**SUPPLIED DATA:**

# # # # # # #

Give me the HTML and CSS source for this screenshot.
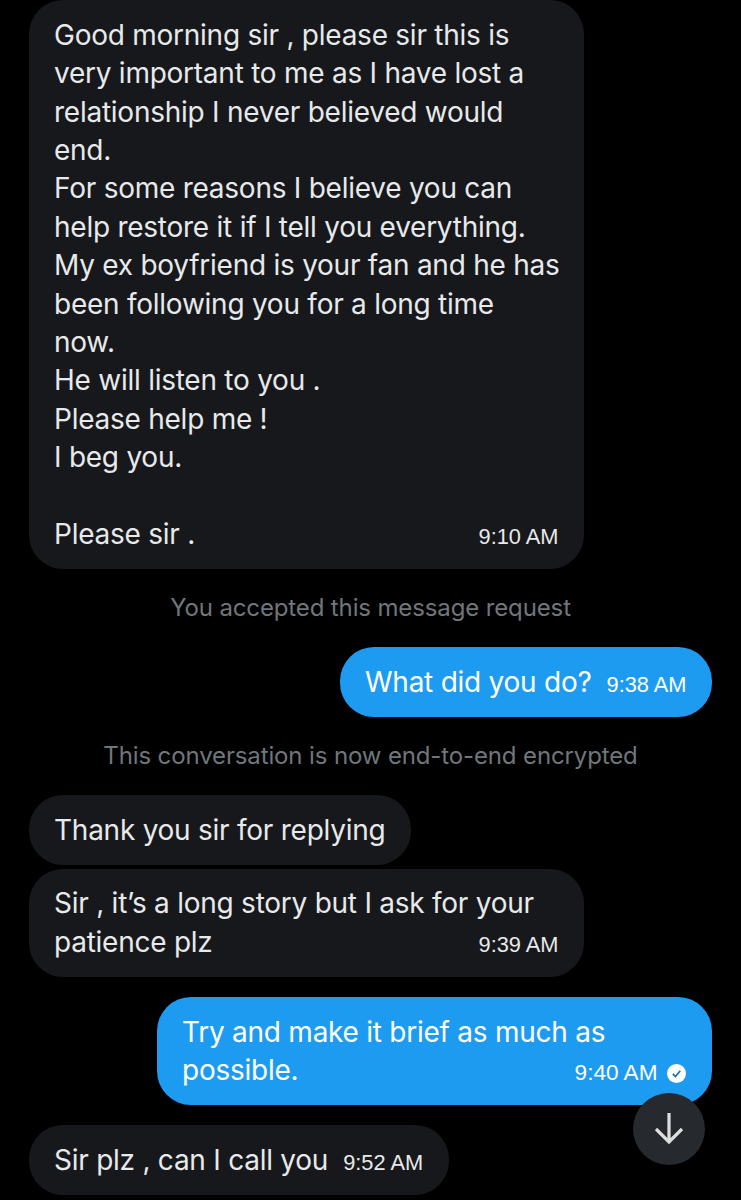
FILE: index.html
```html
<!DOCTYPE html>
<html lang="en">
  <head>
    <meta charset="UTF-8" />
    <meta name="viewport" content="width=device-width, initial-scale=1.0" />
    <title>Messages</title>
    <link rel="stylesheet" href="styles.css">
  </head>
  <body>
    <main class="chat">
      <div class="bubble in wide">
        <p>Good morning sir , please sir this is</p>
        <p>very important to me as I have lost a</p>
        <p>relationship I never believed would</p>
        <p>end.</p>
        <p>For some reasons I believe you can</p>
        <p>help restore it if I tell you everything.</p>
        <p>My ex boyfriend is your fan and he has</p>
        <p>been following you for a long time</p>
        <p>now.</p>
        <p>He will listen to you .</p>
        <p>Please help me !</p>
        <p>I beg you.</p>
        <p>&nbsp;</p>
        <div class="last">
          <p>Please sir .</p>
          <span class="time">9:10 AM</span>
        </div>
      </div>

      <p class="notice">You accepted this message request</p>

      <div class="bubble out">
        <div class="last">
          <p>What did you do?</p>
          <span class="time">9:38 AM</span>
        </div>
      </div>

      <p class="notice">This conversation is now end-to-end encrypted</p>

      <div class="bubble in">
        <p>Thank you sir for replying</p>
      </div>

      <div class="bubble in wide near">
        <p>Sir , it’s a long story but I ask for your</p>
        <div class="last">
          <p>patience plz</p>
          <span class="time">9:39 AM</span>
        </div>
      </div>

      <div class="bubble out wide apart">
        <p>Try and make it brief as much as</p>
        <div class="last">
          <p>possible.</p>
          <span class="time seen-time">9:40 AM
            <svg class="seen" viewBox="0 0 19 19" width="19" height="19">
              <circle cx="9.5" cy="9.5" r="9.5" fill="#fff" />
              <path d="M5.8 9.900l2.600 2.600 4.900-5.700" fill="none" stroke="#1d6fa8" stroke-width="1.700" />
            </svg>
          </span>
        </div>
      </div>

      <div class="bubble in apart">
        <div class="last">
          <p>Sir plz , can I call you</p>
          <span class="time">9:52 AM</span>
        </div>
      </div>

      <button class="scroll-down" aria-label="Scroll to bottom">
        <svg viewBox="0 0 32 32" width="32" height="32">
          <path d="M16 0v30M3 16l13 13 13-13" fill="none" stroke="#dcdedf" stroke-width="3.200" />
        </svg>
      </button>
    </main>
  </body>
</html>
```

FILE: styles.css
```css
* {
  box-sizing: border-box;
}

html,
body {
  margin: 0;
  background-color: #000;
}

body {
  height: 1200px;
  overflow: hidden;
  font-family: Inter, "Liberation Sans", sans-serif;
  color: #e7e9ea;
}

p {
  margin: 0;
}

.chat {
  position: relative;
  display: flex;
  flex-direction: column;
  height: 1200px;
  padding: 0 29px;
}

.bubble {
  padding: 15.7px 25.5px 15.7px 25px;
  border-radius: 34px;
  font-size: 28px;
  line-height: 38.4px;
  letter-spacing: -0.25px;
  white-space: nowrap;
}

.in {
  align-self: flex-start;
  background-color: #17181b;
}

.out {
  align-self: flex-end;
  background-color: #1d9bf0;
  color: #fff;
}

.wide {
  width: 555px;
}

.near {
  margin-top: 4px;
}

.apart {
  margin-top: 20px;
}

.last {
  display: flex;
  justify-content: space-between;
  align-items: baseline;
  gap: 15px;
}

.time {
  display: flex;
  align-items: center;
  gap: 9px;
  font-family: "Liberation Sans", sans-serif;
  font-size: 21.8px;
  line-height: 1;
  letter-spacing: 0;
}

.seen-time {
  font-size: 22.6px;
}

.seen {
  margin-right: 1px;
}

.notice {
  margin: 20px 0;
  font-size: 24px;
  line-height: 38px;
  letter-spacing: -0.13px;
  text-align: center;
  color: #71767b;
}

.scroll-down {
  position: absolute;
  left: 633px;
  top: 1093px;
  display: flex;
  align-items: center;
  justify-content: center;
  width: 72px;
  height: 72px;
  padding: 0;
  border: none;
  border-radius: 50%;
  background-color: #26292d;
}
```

# # # # # # #

**TASK REQUIREMENTS:** Reproduce the material word for word, minus the images.

**TASK SOLUTION:**
Give me the HTML and CSS source for this screenshot.
FILE: index.html
```html
<!DOCTYPE html>
<html lang="en">
  <head>
    <meta charset="UTF-8" />
    <meta name="viewport" content="width=device-width, initial-scale=1.0" />
    <title>Messages</title>
    <link rel="stylesheet" href="styles.css">
  </head>
  <body>
    <main class="chat">
      <div class="bubble in wide">
        <p>Good morning sir , please sir this is</p>
        <p>very important to me as I have lost a</p>
        <p>relationship I never believed would</p>
        <p>end.</p>
        <p>For some reasons I believe you can</p>
        <p>help restore it if I tell you everything.</p>
        <p>My ex boyfriend is your fan and he has</p>
        <p>been following you for a long time</p>
        <p>now.</p>
        <p>He will listen to you .</p>
        <p>Please help me !</p>
        <p>I beg you.</p>
        <p>&nbsp;</p>
        <div class="last">
          <p>Please sir .</p>
          <span class="time">9:10 AM</span>
        </div>
      </div>

      <p class="notice">You accepted this message request</p>

      <div class="bubble out">
        <div class="last">
          <p>What did you do?</p>
          <span class="time">9:38 AM</span>
        </div>
      </div>

      <p class="notice">This conversation is now end-to-end encrypted</p>

      <div class="bubble in">
        <p>Thank you sir for replying</p>
      </div>

      <div class="bubble in wide near">
        <p>Sir , it’s a long story but I ask for your</p>
        <div class="last">
          <p>patience plz</p>
          <span class="time">9:39 AM</span>
        </div>
      </div>

      <div class="bubble out wide apart">
        <p>Try and make it brief as much as</p>
        <div class="last">
          <p>possible.</p>
          <span class="time seen-time">9:40 AM
            <svg class="seen" viewBox="0 0 19 19" width="19" height="19">
              <circle cx="9.5" cy="9.5" r="9.5" fill="#fff" />
              <path d="M5.8 9.900l2.600 2.600 4.900-5.700" fill="none" stroke="#1d6fa8" stroke-width="1.700" />
            </svg>
          </span>
        </div>
      </div>

      <div class="bubble in apart">
        <div class="last">
          <p>Sir plz , can I call you</p>
          <span class="time">9:52 AM</span>
        </div>
      </div>

      <button class="scroll-down" aria-label="Scroll to bottom">
        <svg viewBox="0 0 32 32" width="32" height="32">
          <path d="M16 0v30M3 16l13 13 13-13" fill="none" stroke="#dcdedf" stroke-width="3.200" />
        </svg>
      </button>
    </main>
  </body>
</html>
```

FILE: styles.css
```css
* {
  box-sizing: border-box;
}

html,
body {
  margin: 0;
  background-color: #000;
}

body {
  height: 1200px;
  overflow: hidden;
  font-family: Inter, "Liberation Sans", sans-serif;
  color: #e7e9ea;
}

p {
  margin: 0;
}

.chat {
  position: relative;
  display: flex;
  flex-direction: column;
  height: 1200px;
  padding: 0 29px;
}

.bubble {
  padding: 15.7px 25.5px 15.7px 25px;
  border-radius: 34px;
  font-size: 28px;
  line-height: 38.4px;
  letter-spacing: -0.25px;
  white-space: nowrap;
}

.in {
  align-self: flex-start;
  background-color: #17181b;
}

.out {
  align-self: flex-end;
  background-color: #1d9bf0;
  color: #fff;
}

.wide {
  width: 555px;
}

.near {
  margin-top: 4px;
}

.apart {
  margin-top: 20px;
}

.last {
  display: flex;
  justify-content: space-between;
  align-items: baseline;
  gap: 15px;
}

.time {
  display: flex;
  align-items: center;
  gap: 9px;
  font-family: "Liberation Sans", sans-serif;
  font-size: 21.8px;
  line-height: 1;
  letter-spacing: 0;
}

.seen-time {
  font-size: 22.6px;
}

.seen {
  margin-right: 1px;
}

.notice {
  margin: 20px 0;
  font-size: 24px;
  line-height: 38px;
  letter-spacing: -0.13px;
  text-align: center;
  color: #71767b;
}

.scroll-down {
  position: absolute;
  left: 633px;
  top: 1093px;
  display: flex;
  align-items: center;
  justify-content: center;
  width: 72px;
  height: 72px;
  padding: 0;
  border: none;
  border-radius: 50%;
  background-color: #26292d;
}
```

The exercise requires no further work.